Но едва Ю. вышел из лифта, как его крепко, точно клещами, взяли об руку. Это был Кашлев. Ю. был ошеломлен лишь первое мгновение. Подсознательно он всегда чувствовал, что его могут взять об руку в Дюссельдорфе точно так же, как в Москве. Вдруг вспомнился театральный задник, о котором рассказывал Юра Борщенко, горизонт-дерюга, пропитанная скипидаром и банным мылом, на которой намалевано восходящее солнце родной отчизны. Этот дерюжный горизонт всегда с нами, куда бы мы ни ехали и какие бы. свободные сны нам ни снились, потому что наша свобода пахнет скипидаром и банным мылом. Но Кашлев, опять Кашлев… Совпадение. Кто не верит в совпадения, можно отослать в крымский, ялтинский газетный архив, пусть полистает «Ялтинскую правду» за июль семьдесят первого года. На последней странице одного из номеров помещено траурное объявление: «Выражаем соболезнование сотруднику ялтинского КГБ Льву Николаевичу Толстому в связи со смертью его жены Софьи Андреевны».
Ю. собственноручно вырезал это объявление и некоторое время веселил им на «кухоньке» друзей. Совпадения в этой жизни не так уж редки, однако во всяких совпадениях всегда второстепенные детали все-таки разнятся. Так, ялтинский Лев Николаевич отличался от яснополянского Льва Николаевича тем, что не Софья Андреевна его похоронила, а, наоборот, он Софью Андреевну.
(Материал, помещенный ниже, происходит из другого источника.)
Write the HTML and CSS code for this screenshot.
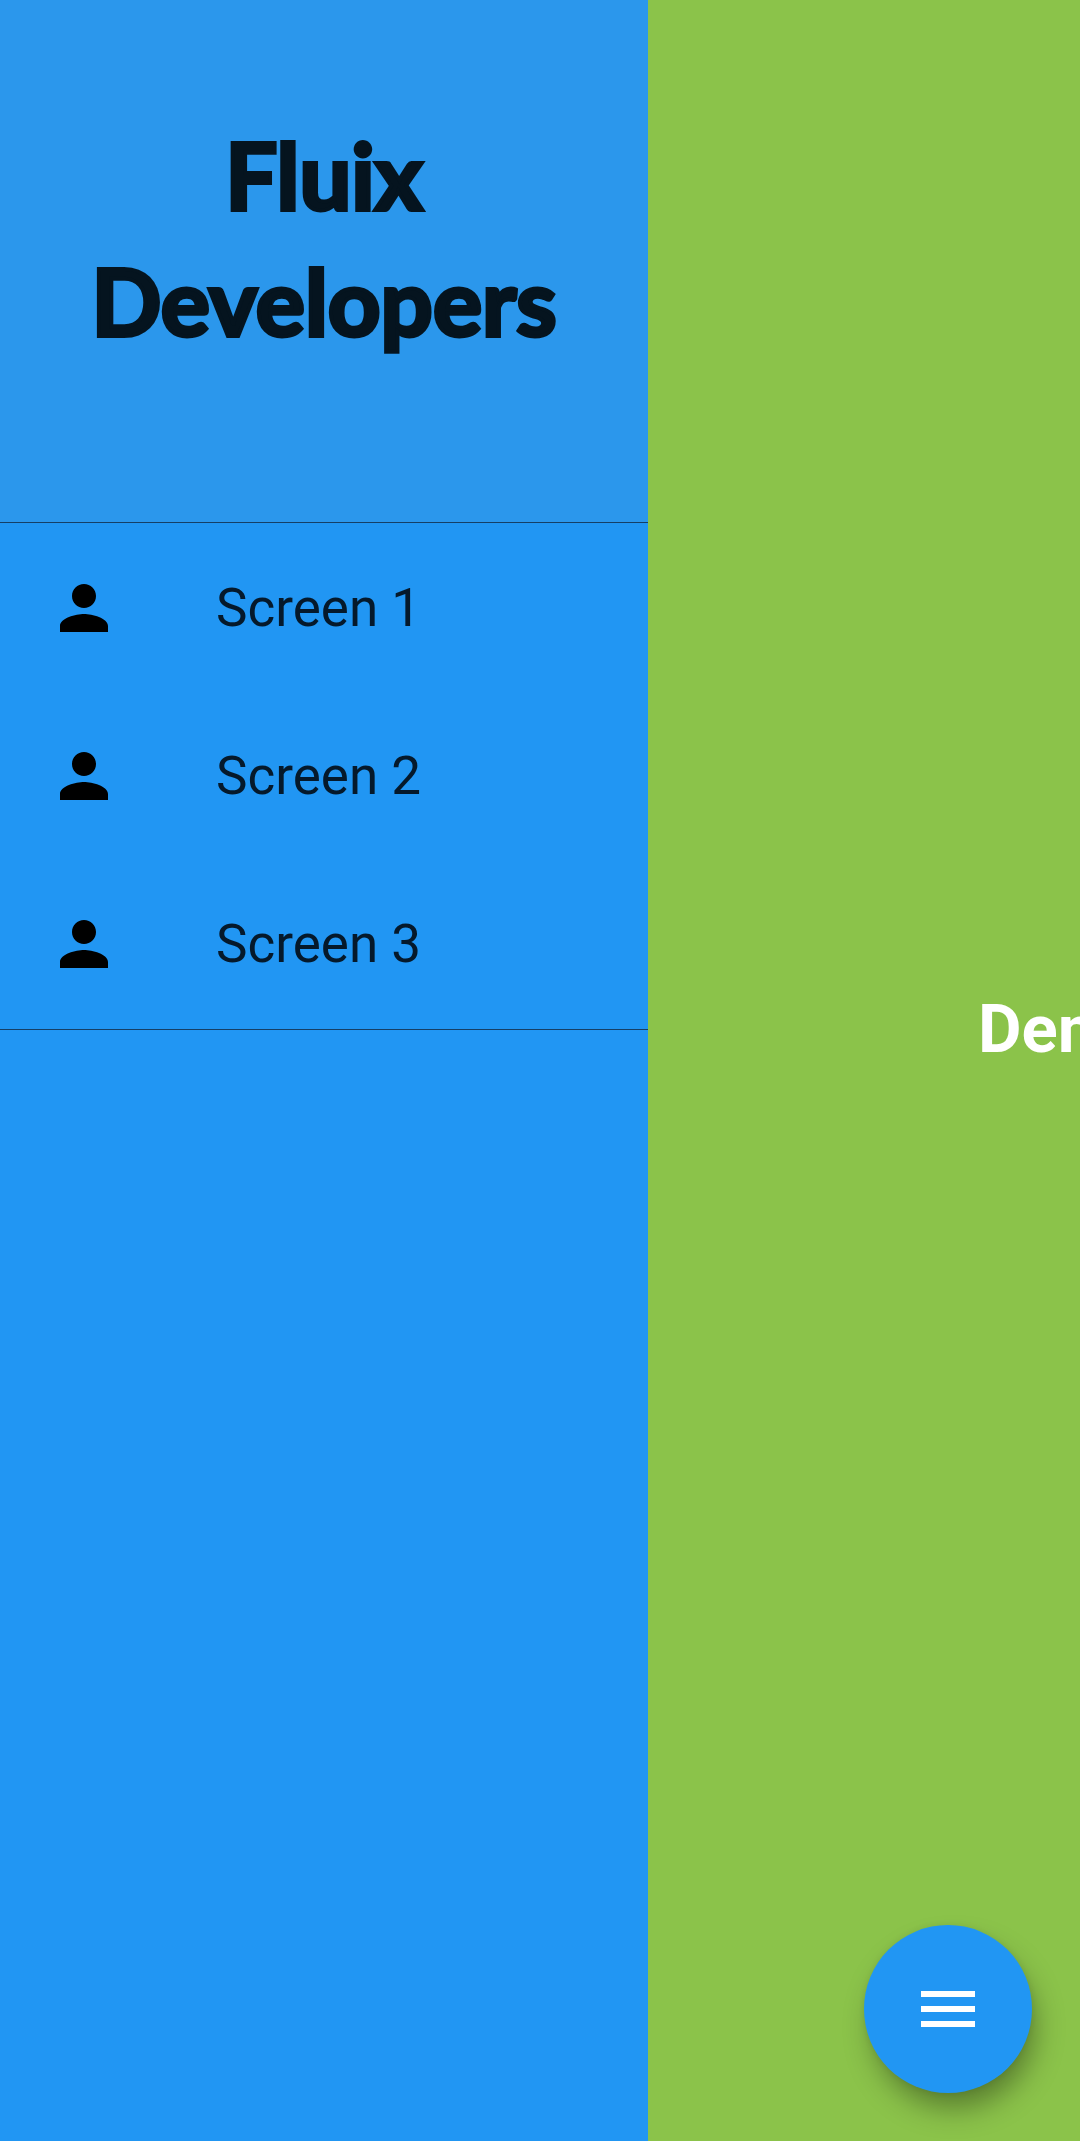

Второстепенными деталями отличался и дюссельдорфский Кашлев от московского Кашлева. В отличие от подобного же задержания в московской гостинице, когда на лице Кашлева была суровая месть пролетариата буржуазно-мещанским радостям, недоступным ему, теперь Кашлев улыбался улыбкой Молотова на Потсдамской конференции. Одет теперь Кашлев был в недорогой, но приличный костюм серого цвета. Светло-голубая рубашка повязана зеленым галстуком. Из верхнего карманчика пиджака торчит кончик зеленой, под цвет галстука, расчески. Кашлев лишь первые мгновения железной хваткой держал Ю. об руку, затем отпустил и железной хваткой пожал руку.
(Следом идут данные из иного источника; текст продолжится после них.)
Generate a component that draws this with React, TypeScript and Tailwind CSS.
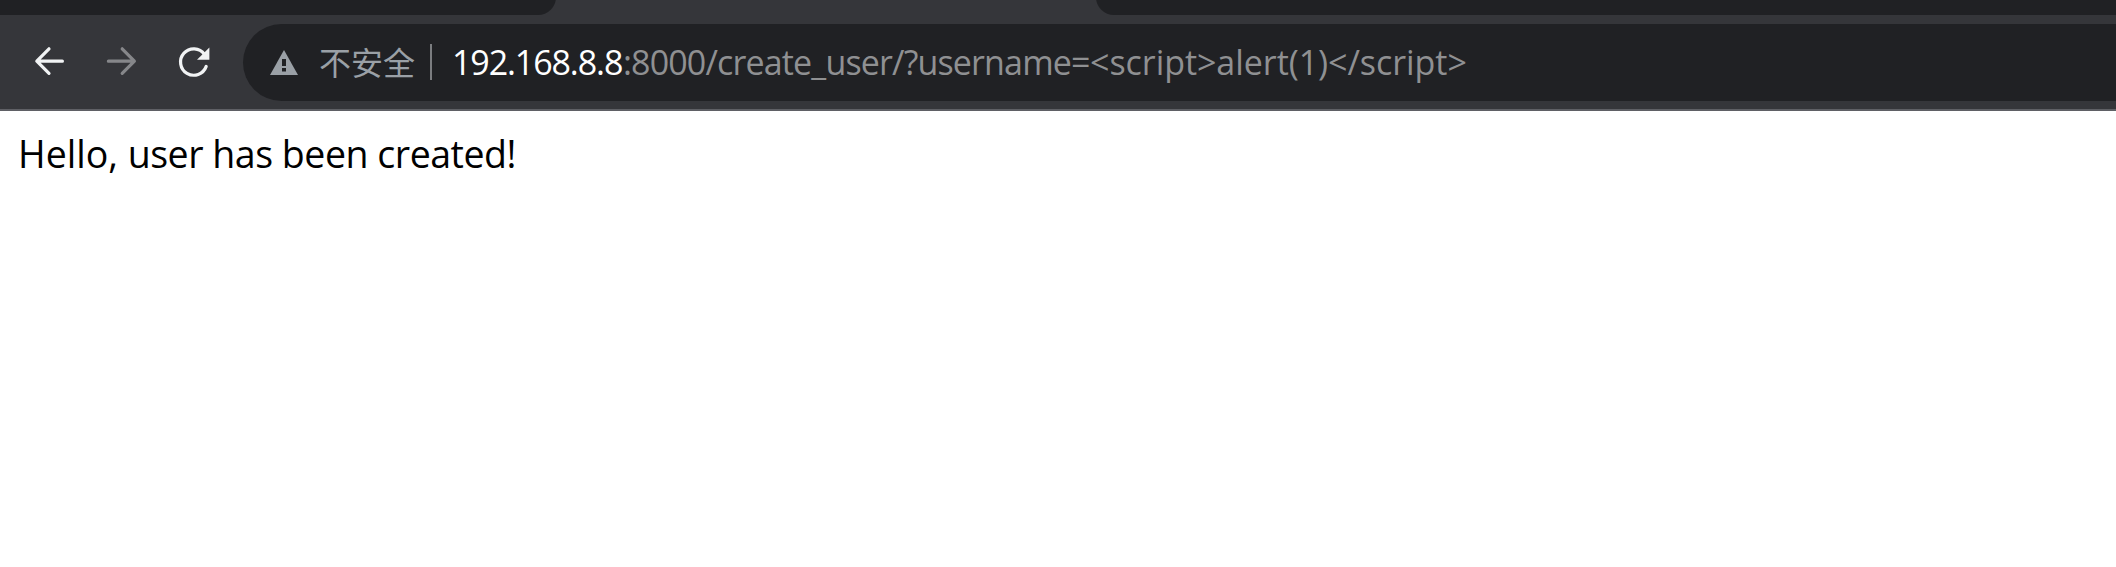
import React from "react";

function TabStrip() {
  return (
    <div className="flex h-[15px] overflow-hidden">
      <div className="flex h-full w-[556px] items-end">
        <div className="-mt-6 h-[40px] w-full shrink-0 rounded-br-[18px] bg-[#202124]" />
      </div>
      <div className="w-[540px]" />
      <div className="flex h-full flex-1 items-end">
        <div className="-mt-6 h-[40px] w-full shrink-0 rounded-bl-[18px] bg-[#202124]" />
      </div>
    </div>
  );
}

function ArrowIcon({ forward = false }: { forward?: boolean }) {
  return (
    <svg width="32" height="32" viewBox="0 0 32 32" fill="none" stroke={forward ? "#86878a" : "#f1f3f4"} strokeWidth="3.2" strokeLinecap="round" strokeLinejoin="round">
      {forward ? <path d="M3.4 16.2H28.6M17.2 3.8L29.4 16.2L17.2 28.4" /> : <path d="M29.4 16.2H4.6M16 3.8L3.8 16.2L16 28.4" />}
    </svg>
  );
}

function ReloadIcon() {
  return (
    <svg width="34" height="34" viewBox="0 0 34 34" fill="none">
      <path d="M27.4 9.2A13.2 13.2 0 1 0 29.2 21.4" stroke="#f1f3f4" strokeWidth="3.2" strokeLinecap="round" />
      <path d="M32.4 2.6V14.8H20Z" fill="#f1f3f4" />
    </svg>
  );
}

function WarningIcon() {
  return (
    <svg width="28" height="25" viewBox="0 0 28 25">
      <path d="M14 0L28 25H0Z" fill="#9aa0a6" />
      <path d="M12 9h4v7h-4zM12 18h4v3.5h-4z" fill="#202124" />
    </svg>
  );
}

export default function App() {
  return (
    <div className="h-[567px] w-full overflow-hidden bg-white font-['Open_Sans','Noto_Sans_CJK_SC',sans-serif]">
      <header className="h-[111px] border-b-2 border-[#5f6065] bg-[#35363a]">
        <TabStrip />
        <div className="flex h-[94px] pt-[9px]">
          <nav className="flex h-[77px] w-[243px] shrink-0">
            <button aria-label="Back" className="ml-[33px] mt-[21px] h-8 w-8"><ArrowIcon /></button>
            <button aria-label="Forward" className="ml-[40px] mt-[21px] h-8 w-8"><ArrowIcon forward /></button>
            <button aria-label="Reload" className="ml-[40px] mt-[21px] h-[34px] w-[34px]"><ReloadIcon /></button>
          </nav>
          <div className="flex h-[77px] flex-1 rounded-l-full bg-[#202124]">
            <div className="ml-[27px] mt-[26px] h-[25px] w-7 shrink-0"><WarningIcon /></div>
            <div className="ml-[21px] mt-[13px] w-[96px] shrink-0 whitespace-nowrap font-['Noto_Sans_CJK_SC',sans-serif] text-[32px] leading-[48px] text-[#9aa0a6]">不安全</div>
            <div className="ml-[15px] mt-5 h-9 w-[2px] shrink-0 bg-[#7b7d80]" />
            <div className="ml-[20px] mt-[14px] flex whitespace-nowrap text-[34px] leading-[48px] text-[#8f9092]">
              <span className="w-[171px] shrink-0 tracking-[-1.1px] text-white">192.168.8.8</span>
              <span className="w-[467px] shrink-0 tracking-[-0.85px]">:8000/create_user/?username=</span>
              <span className="tracking-[-0.05px]">&lt;script&gt;alert(1)&lt;/script&gt;</span>
            </div>
          </div>
        </div>
      </header>
      <main className="pl-[18px] pt-[18px] text-[37.5px] leading-[50px] text-black">
        <span>Hello, </span>
        <span className="tracking-[-0.47px]">user has been created!</span>
      </main>
    </div>
  );
}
— Не ожидали? Я слышу, дойче с недойчами разговаривают, думаю, посмотрю соотечественника.
Кашлев уже несколько месяцев не звонил и не появлялся на «кухоньке», куда любил наведаться, выпить и закусить. Но это еще черт с ним. Главное, чего боялся Ю., — это чтоб кто-либо из приятелей не застал Кашлева. Поэтому Ю. придумывал разные причины, просил всех предварительно звонить.
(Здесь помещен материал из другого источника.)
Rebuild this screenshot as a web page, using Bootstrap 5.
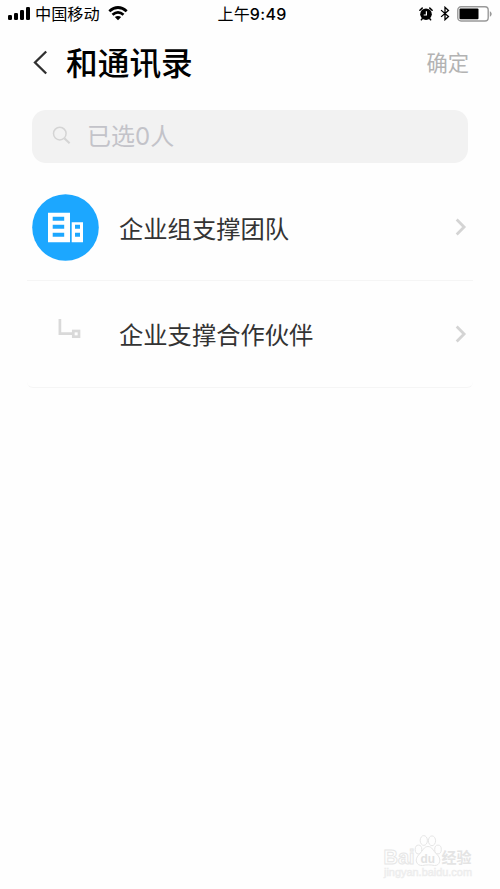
<!DOCTYPE html>
<html lang="zh-CN">
<head>
<meta charset="utf-8">
<meta name="viewport" content="width=device-width, initial-scale=1">
<title>和通讯录</title>
<link href="https://cdn.jsdelivr.net/npm/bootstrap@5.3.0/dist/css/bootstrap.min.css" rel="stylesheet">
<style>
body{font-family:"Inter","Noto Sans CJK SC",sans-serif;background:#fefefe;color:#000;height:889px;overflow:hidden}
svg{display:block;flex:none}
.status-bar{height:27px;line-height:27px;padding:0 8px 0 8px;font-size:16px}
.carrier{margin-left:5px;font-size:16.2px;padding-top:1px}
.clock{left:217.5px;top:1px;font-size:16px;font-weight:400;letter-spacing:.15px}
.clock-digits{font-weight:500;letter-spacing:.35px}
.status-icons{gap:7px}
.page-head{height:82.5px;padding:0 31px 11px 33px}
.page-title{font-size:31.7px;line-height:48px;font-weight:500;margin-left:18px;padding-top:3px}
.confirm{font-size:21.3px;font-weight:400;color:#b3b3b3;padding-top:2px}
.search-box{height:53px;margin:0 32px;padding-left:20px;border-radius:14px;background:#f2f2f2}
.search-icon{margin-bottom:1px}
.search-text{margin-left:16px;font-size:24px;font-weight:400;color:#c3c3c9;padding-top:1px}
.contacts{margin:12px 27px 0}
.contact.list-group-item{height:106.6px;border:0;border-bottom:1px solid #f5f5f5;padding:0 5px;background:transparent}
.contact-name{margin-left:20px;padding-top:1px;font-size:24.3px;color:#333;font-family:"Noto Sans CJK SC",sans-serif}
.watermark{right:20px;bottom:5px;width:100px;height:52px}
</style>
</head>
<body class="position-relative">
<header class="status-bar d-flex align-items-center position-relative">
  <svg width="22" height="13" viewBox="0 0 22 13"><rect y="8" width="4" height="5" rx="1.3"/><rect x="6" y="6" width="4" height="7" rx="1.3"/><rect x="12" y="3" width="4" height="10" rx="1.3"/><rect x="18" width="4" height="13" rx="1.3"/></svg>
  <span class="carrier">中国移动</span>
  <svg class="ms-2" width="20" height="15" viewBox="0 0 20 15" fill="none" stroke="#000" stroke-width="2.8"><path d="M1.3 5.3Q10-2.3 18.7 5.3M4.5 8.8Q10 4 15.5 8.8"/><path d="M10 14.3 6.8 11.1Q10 8.8 13.2 11.1Z" fill="#000" stroke="none"/></svg>
  <span class="clock position-absolute">上午<span class="clock-digits">9:49</span></span>
  <div class="status-icons d-flex align-items-center ms-auto">
    <svg width="14" height="14" viewBox="0 0 14 14"><circle cx="7" cy="7.2" r="5.8"/><path d="M.9 3.2 3.2 1.1M13.1 3.2 10.8 1.1M3.2 11.8l-.8 1M10.8 11.8l.8 1" stroke="#000" stroke-width="1.5" stroke-linecap="round"/><path d="M7.4 4.2V8H4.7" fill="none" stroke="#fff" stroke-width="1.2"/></svg>
    <svg width="10" height="15" viewBox="0 0 10 16" fill="none" stroke="#000" stroke-width="1.4"><path d="M.8 4.4 8.7 11.2 5 14.6V1.4L8.7 4.8.8 11.6"/></svg>
    <svg width="35" height="16" viewBox="0 0 35 16"><rect x=".8" y=".8" width="30.4" height="14.2" rx="3.2" fill="#fff" stroke="#999" stroke-width="1.4"/><rect x="2.5" y="2.6" width="19" height="10.7" rx="1"/><path d="M32.800 5.200c2.500 1 2.500 4.500 0 5.500z" fill="#999"/></svg>
  </div>
</header>
<nav class="page-head d-flex align-items-center">
  <svg width="15" height="25" viewBox="0 0 15 25" fill="none" stroke="#303030" stroke-width="2.3"><path d="M13.2 1.500 2 12.500 13.200 23.500"/></svg>
  <h1 class="page-title mb-0">和通讯录</h1>
  <span class="confirm ms-auto">确定</span>
</nav>
<div class="search-box d-flex align-items-center">
  <svg class="search-icon" width="19" height="19" viewBox="0 0 19 19" fill="none" stroke="#d4d4d4"><circle cx="7.800" cy="7.600" r="6.300" stroke-width="1.500"/><path d="m12.300 12.200 5.300 5" stroke-width="2.100"/></svg>
  <span class="search-text">已选0人</span>
</div>
<main class="contacts list-group">
  <div class="contact list-group-item d-flex align-items-center">
    <svg width="67" height="67" viewBox="0 0 67 67"><circle cx="33.500" cy="33.500" r="33.300" fill="#1ca7ff"/><path fill="#fff" fill-rule="evenodd" d="M16 18.800h22v29.500H16zM20.700 22.800v4h11.500v-4zM20.700 30.800v4h11.500v-4zM20.700 38.800v4h11.500v-4zM39.700 28.200h11.300v20.100H39.700zM43 30.800v4h5v-4zM43 38.800v4h5v-4z"/></svg>
    <span class="contact-name">企业组支撑团队</span>
    <svg class="ms-auto" width="13" height="18" viewBox="0 0 13 18" fill="none" stroke="#d4d4d4" stroke-width="2.800"><path d="m1.700 1.500 7.400 7.500-7.400 7.500"/></svg>
  </div>
  <div class="contact list-group-item d-flex align-items-center">
    <svg width="67" height="67" viewBox="0 0 67 67" fill="none" stroke="#d9d9d9" stroke-width="2.700"><path d="M27.900 19v14.700h13"/><rect x="41.300" y="31" width="5.700" height="5.700"/></svg>
    <span class="contact-name">企业支撑合作伙伴</span>
    <svg class="ms-auto" width="13" height="18" viewBox="0 0 13 18" fill="none" stroke="#d4d4d4" stroke-width="2.800"><path d="m1.700 1.500 7.400 7.500-7.400 7.500"/></svg>
  </div>
</main>
<svg class="watermark position-absolute" viewBox="0 0 100 52" fill="#fefefe" stroke="#e6e6e6" stroke-width="1">
  <text x="3.500" y="31.500" font-family="Liberation Sans,sans-serif" font-weight="700" font-size="21" textLength="31" lengthAdjust="spacingAndGlyphs">Bai</text>
  <ellipse cx="38.500" cy="17.500" rx="3.300" ry="4.400"/><ellipse cx="43.800" cy="8.500" rx="3.600" ry="4.900"/><ellipse cx="52" cy="8.800" rx="3.600" ry="4.900"/><ellipse cx="58" cy="17.500" rx="3.300" ry="4.400"/>
  <path d="M48 14.500c4 0 5 4 8.500 7.500c6 5 3 12-2 11.500c-4-.8-8-.8-12 0c-6 .5-9-6-3-11.500C43 18.500 44 14.500 48 14.500Z"/>
  <text x="40.500" y="31" font-family="Liberation Sans,sans-serif" font-weight="700" font-size="13" textLength="14.500" fill="#e2e2e2" stroke="none" lengthAdjust="spacingAndGlyphs">du</text>
  <text x="61.500" y="30.500" font-family="Noto Sans CJK SC,sans-serif" font-weight="700" font-size="15" textLength="30" fill="#e4e4e4" stroke="none">经验</text>
  <text x="4" y="43.500" font-family="Liberation Sans,sans-serif" font-size="10.500" textLength="88" fill="#f2f2f2" stroke="#ececec" stroke-width=".5" lengthAdjust="spacingAndGlyphs">jingyan.baidu.com</text>
</svg>
<script src="https://cdn.jsdelivr.net/npm/bootstrap@5.3.0/dist/js/bootstrap.bundle.min.js"></script>
</body>
</html>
— Вы здесь, как я понимаю, первые дни, — сказал Кашлев, — а я уж три месяца. Работаю в Союзвнештрансе. Я ведь в юности ПТУ кончал, работал слесарем на Красноярском машиностроительном заводе имени Ленина.
Они втроем вышли из гостиницы. Был уютный теплый немецкий вечер. Пахло липами. Повсюду в ресторанах и кафе, за столиками, прямо под открытым небом, в свободных, спокойных позах сидели люди, говорили меж собой, смеялись, ели и пили. У ярко освещенных витрин стояли проститутки с голыми загорелыми ляжками или в туго обтягивающих ляжки блестящих брюках.
— Извините, и курвы здесь не то, что у нас, — сказал Кашлев.
О семейной жизни Кашлева Ю. ничего не знал, не знал, женат ли он. Но по какому-то особому блеску глаз Ю. догадывался, что Кашлев испытывает сексуальный голод. Однажды Кашлев заговорил с Ю. о какой-то актрисе «из балетного театра». Спросил, знает ли ее. И в разговоре этом чувствовалась завистливая обида на недоступную женщину. «Пока они там в балете подыхающего лебедя танцуют, ты тут вертись, хоть сам подыхай». Сейчас, идя по уютной, демократически обжитой людьми улице, среди сладкого запаха лип, Кашлев, видно, тоже, хоть и по-своему, вдыхал воздух свободы, свободы от поводка, когда хочется просто так побегать без цели или упасть на спину, задирая лапы, кувыркаться, распрямляя затекшие от служебного порядка мышцы.
— А немочка ничего, — шепнул Кашлев Ю., прижав свои губы вплотную к уху. От него пахло по-прежнему хамски, но уж на немецкий манер: пивом и чем-то свиным и капустным. — Немочка ничего. Лицо у нее желто-медовое и тает, как пончик.
«Быстро же они здесь разлагаются, — подумал Ю., — гораздо быстрее, чем мы, интеллигенты. У нас, интеллигентов, чувство родины сильнее развито. Культуру в чемодан не упакуешь, а они едут с рюкзачком, сало с картошкой меняют на сосиски с капустой».